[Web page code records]
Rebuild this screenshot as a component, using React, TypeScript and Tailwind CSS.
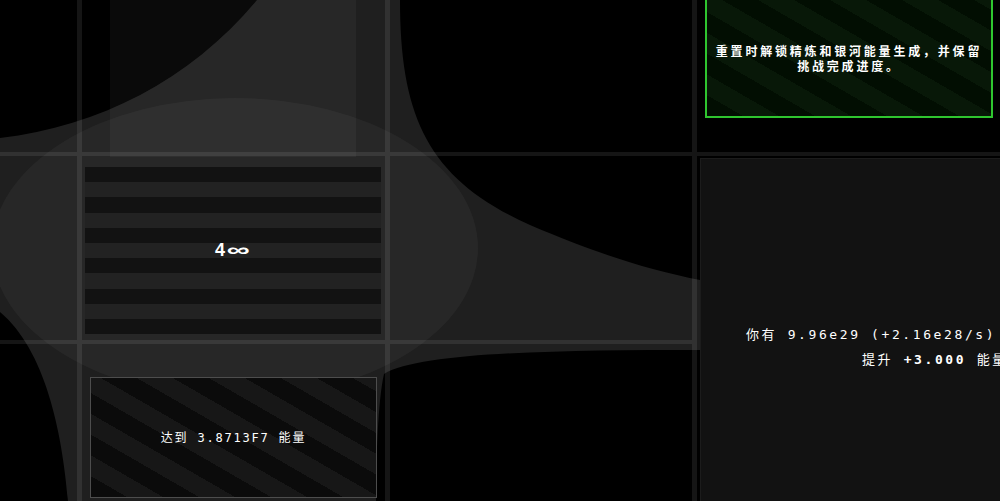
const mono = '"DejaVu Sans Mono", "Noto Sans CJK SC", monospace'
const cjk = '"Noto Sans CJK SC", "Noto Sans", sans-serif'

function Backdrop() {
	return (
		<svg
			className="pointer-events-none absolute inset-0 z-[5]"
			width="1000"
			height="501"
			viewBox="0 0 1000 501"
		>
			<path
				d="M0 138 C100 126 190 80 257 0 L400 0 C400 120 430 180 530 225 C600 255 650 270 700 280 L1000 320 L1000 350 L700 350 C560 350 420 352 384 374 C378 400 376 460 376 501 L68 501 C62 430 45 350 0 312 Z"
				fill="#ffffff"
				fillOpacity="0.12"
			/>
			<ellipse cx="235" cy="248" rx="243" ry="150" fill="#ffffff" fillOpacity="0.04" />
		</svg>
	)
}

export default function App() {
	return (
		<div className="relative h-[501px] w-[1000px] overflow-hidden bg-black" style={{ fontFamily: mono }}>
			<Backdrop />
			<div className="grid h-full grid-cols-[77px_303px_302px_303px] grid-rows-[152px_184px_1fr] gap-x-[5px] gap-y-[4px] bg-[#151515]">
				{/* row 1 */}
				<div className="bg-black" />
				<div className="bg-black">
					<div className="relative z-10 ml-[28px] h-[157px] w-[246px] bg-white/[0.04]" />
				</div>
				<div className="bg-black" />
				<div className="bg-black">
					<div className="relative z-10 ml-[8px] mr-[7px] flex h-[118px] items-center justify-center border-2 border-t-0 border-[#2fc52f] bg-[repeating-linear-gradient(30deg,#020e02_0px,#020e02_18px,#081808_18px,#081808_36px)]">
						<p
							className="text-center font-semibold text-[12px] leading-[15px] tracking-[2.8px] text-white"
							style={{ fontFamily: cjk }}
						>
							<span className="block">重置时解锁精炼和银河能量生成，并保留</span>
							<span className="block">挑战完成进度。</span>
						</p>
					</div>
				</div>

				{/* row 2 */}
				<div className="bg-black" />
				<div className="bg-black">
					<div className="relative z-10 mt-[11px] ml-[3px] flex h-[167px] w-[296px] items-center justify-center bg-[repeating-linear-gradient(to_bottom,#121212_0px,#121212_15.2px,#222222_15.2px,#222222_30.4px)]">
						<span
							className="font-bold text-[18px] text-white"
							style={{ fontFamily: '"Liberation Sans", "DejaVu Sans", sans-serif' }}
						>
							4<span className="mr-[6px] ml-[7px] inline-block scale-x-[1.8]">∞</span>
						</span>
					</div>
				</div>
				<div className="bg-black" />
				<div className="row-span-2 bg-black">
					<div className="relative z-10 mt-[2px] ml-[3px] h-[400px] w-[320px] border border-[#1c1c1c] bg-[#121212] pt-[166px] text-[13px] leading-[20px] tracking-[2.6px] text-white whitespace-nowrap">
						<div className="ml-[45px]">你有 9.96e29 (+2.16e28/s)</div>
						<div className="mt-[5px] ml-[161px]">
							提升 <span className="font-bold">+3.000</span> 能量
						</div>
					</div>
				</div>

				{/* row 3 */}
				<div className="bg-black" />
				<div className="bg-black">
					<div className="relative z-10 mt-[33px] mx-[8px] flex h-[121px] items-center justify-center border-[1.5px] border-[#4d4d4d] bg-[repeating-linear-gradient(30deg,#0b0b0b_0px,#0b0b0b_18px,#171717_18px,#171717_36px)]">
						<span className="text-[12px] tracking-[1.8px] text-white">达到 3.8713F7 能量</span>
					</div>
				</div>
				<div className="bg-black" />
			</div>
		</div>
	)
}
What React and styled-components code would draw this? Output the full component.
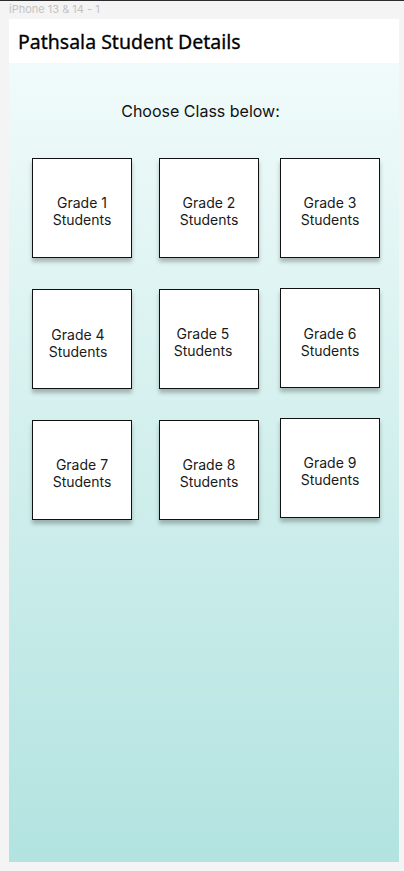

* **YOUR TASK**
Find the word "React" in the entries, and copy every line it shows up in.

* **EXERCISE ANSWER**
Rebuild this screenshot as a component, using React, TypeScript and Tailwind CSS.
What React and styled-components code would draw this? Output the full component.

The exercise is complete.